Ein großer Vorteil den nur die Antriebe ohne Freilauf bieten können. Über die Höhe des Rekuperationsanteil möchte ich im Moment gar nicht viel schreiben. Dies ist sehr abhängig von einer intuitiven Bedinung und Umsetzung. Solange man bei den heutigen Herstellern am Display durch 4-5 Stufen tappen muss um rekupperieren zu können und das selbe nochmal um wieder die Fahrstufe zu erreichen wird man wirklich im einstelligen Prozentbereich liegen.

Ein weiterer Vorteil eines Antriebs ohne Freilauf stellt auf jeden Fall auch die Möglichkeit jederzeit den Gang zu wechseln während das volle Motordrehmoment noch anliegt sowie der stufenlose Durchzug im kompletten Geschwindigkeitsbereich.

Wenn sie bereits Antriebe ohne Freilauf getestet haben ist Ihnen sicher auch schon aufgefallen daß einige auch eine Energie- Rückspeisung anbieten. Bei einem Test mit höherer Geschwindigkeit schaltet sich meist die Rekuperation aber wieder ab.

DIes hat eben genau damit zu tun daß die Motorspannung bei zu hoher Geschwindigkeit zu groß wird und eine Strom-Regelung des eBike Controllers nicht mehr möglich ist. Vor ein unkontrollierter Strom in den Akku zustande kommt wird meistens die Zwischenkreisspannung vom Akku getrennt und somit der Akku geschützt. Leiser ist dann auch keine Rekupperation mehr möglich.

Ob ihr Controller eine Abschaltung der Zwischenkreisspannung ermöglicht kann man meistens sehr einfach an der Anzahl der Transistoren ermitteln.
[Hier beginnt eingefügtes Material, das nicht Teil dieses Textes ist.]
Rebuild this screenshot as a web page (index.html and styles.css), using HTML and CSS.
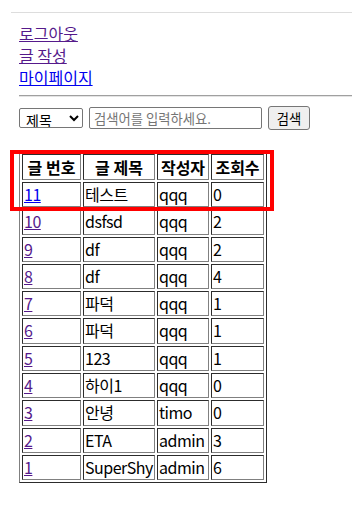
FILE: index.html
```html
<!DOCTYPE html>
<html>
<head>
	<meta charset="utf-8">
	<title>게시판</title>
	<link rel="stylesheet" href="styles.css">
</head>
<body>
	<div class="top-line"></div>
	<div class="nav">
		<a class="nav__link visited" href="#">로그아웃</a>
		<a class="nav__link visited" href="#">글 작성</a>
		<a class="nav__link" href="#">마이페이지</a>
	</div>
	<hr class="divider">
	<form class="search" onsubmit="return false">
		<select class="search__type">
			<option>제목</option>
			<option>내용</option>
			<option>작성자</option>
		</select>
		<input class="search__input" type="text" placeholder="검색어를 입력하세요.">
		<button class="search__btn" type="submit">검색</button>
	</form>
	<div class="board">
		<table class="board__table">
			<thead>
				<tr>
					<th class="col-no">글 번호</th>
					<th class="col-title">글 제목</th>
					<th class="col-writer">작성자</th>
					<th class="col-hit">조회수</th>
				</tr>
			</thead>
			<tbody class="board__body"></tbody>
		</table>
		<div class="board__mark"></div>
	</div>

	<script>
		const posts = [
			{ no: 11, title: '테스트', writer: 'qqq', hit: 0, fresh: true },
			{ no: 10, title: 'dsfsd', writer: 'qqq', hit: 2 },
			{ no: 9, title: 'df', writer: 'qqq', hit: 2 },
			{ no: 8, title: 'df', writer: 'qqq', hit: 4 },
			{ no: 7, title: '파덕', writer: 'qqq', hit: 1 },
			{ no: 6, title: '파덕', writer: 'qqq', hit: 1 },
			{ no: 5, title: '123', writer: 'qqq', hit: 1 },
			{ no: 4, title: '하이1', writer: 'qqq', hit: 0 },
			{ no: 3, title: '안녕', writer: 'timo', hit: 0 },
			{ no: 2, title: 'ETA', writer: 'admin', hit: 3 },
			{ no: 1, title: 'SuperShy', writer: 'admin', hit: 6 },
		];

		let rows = '';
		posts.forEach(item => {
			rows += `
				<tr>
					<td><a class="${item.fresh ? '' : 'visited'}" href="#">${item.no}</a></td>
					<td>${item.title}</td>
					<td>${item.writer}</td>
					<td>${item.hit}</td>
				</tr>
			`;
		});
		document.querySelector('.board__body').innerHTML = rows;
	</script>
</body>
</html>
```

FILE: styles.css
```css
* {
	box-sizing: border-box;
}
html {
	background: #FFFFFF;
}
body {
	margin: 0;
	font-family: "Noto Sans CJK KR", "Noto Sans", sans-serif;
	font-size: 16px;
	color: #000000;
}
a {
	color: #0000EE;
}
a.visited {
	color: #551A8B;
}

.top-line {
	height: 1px;
	margin: 12px 11px 0 11px;
	background: #dddddd;
}

.nav {
	display: flex;
	flex-direction: column;
	align-items: flex-start;
	margin: 9px 0 0 19px;
	line-height: 22px;
}

.divider {
	height: 0;
	margin: 7px 11px 0 19px;
	border: none;
	border-top: 1px solid #a0a0a0;
	border-bottom: 1px solid #e4e4e4;
}

.search {
	display: flex;
	align-items: center;
	gap: 6px;
	height: 24px;
	margin: 9px 0 0 19px;
	font-family: "Noto Sans CJK KR", sans-serif;
}
.search__type {
	width: 64px;
	height: 20px;
	padding: 0 0 0 2px;
	font-family: inherit;
	font-size: 14px;
	border: 1px solid #767676;
	border-radius: 2px;
	background: #ffffff;
	color: #000000;
}
.search__input {
	width: 173px;
	height: 22px;
	padding: 1px 4px;
	font-family: inherit;
	font-size: 13.33px;
	border: 1px solid #767676;
	border-radius: 2px;
}
.search__input::placeholder {
	color: #757575;
}
.search__btn {
	width: 42px;
	height: 24px;
	padding: 0;
	font-family: inherit;
	font-size: 13.33px;
	color: #000000;
	background: #efefef;
	border: 1px solid #767676;
	border-radius: 3px;
}

.board {
	position: relative;
	width: max-content;
	margin: 21px 0 0 19px;
}
.board__table {
	border: 1px outset #808080;
	border-spacing: 2px;
	box-sizing: content-box;
}
.board__table th,
.board__table td {
	box-sizing: content-box;
	padding: 1px;
	border: 1px inset #808080;
	text-align: left;
	white-space: nowrap;
}
.board__table th {
	line-height: 22px;
	font-weight: bold;
	text-align: center;
}
.board__table td {
	line-height: 21.3px;
	letter-spacing: -0.5px;
}
.col-no {
	width: 55px;
}
.col-title {
	width: 68px;
}
.col-writer {
	width: 48px;
}
.col-hit {
	width: 49px;
}

/* 위에 덧그린 빨간 표시 */
.board__mark {
	position: absolute;
	left: -9px;
	top: -1px;
	width: 264px;
	height: 61px;
	border: 4px solid #ff0000;
	pointer-events: none;
}
```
Haben sie 6 ,12 oder 18 Mosfets auf Ihrem Board ist keine Unterbrechnung der Zwischenkreisspannung möglich.
Bei 8, 16 oder 24 Mosfets meistens schon. Dies ist aber im Einzelfall zu klären.

Die maximale Zwischenkreisspannung lässt sich aus den Mosfet Typen und Elkos ermitteln. Diese sollten mindestens bei 80V vorzugsweise bei 100V liegen.

Kritisch ist das ganze aber nur bei Motoren ohne Freilauf in Verbindung mit höheren Geschwindigkeiten.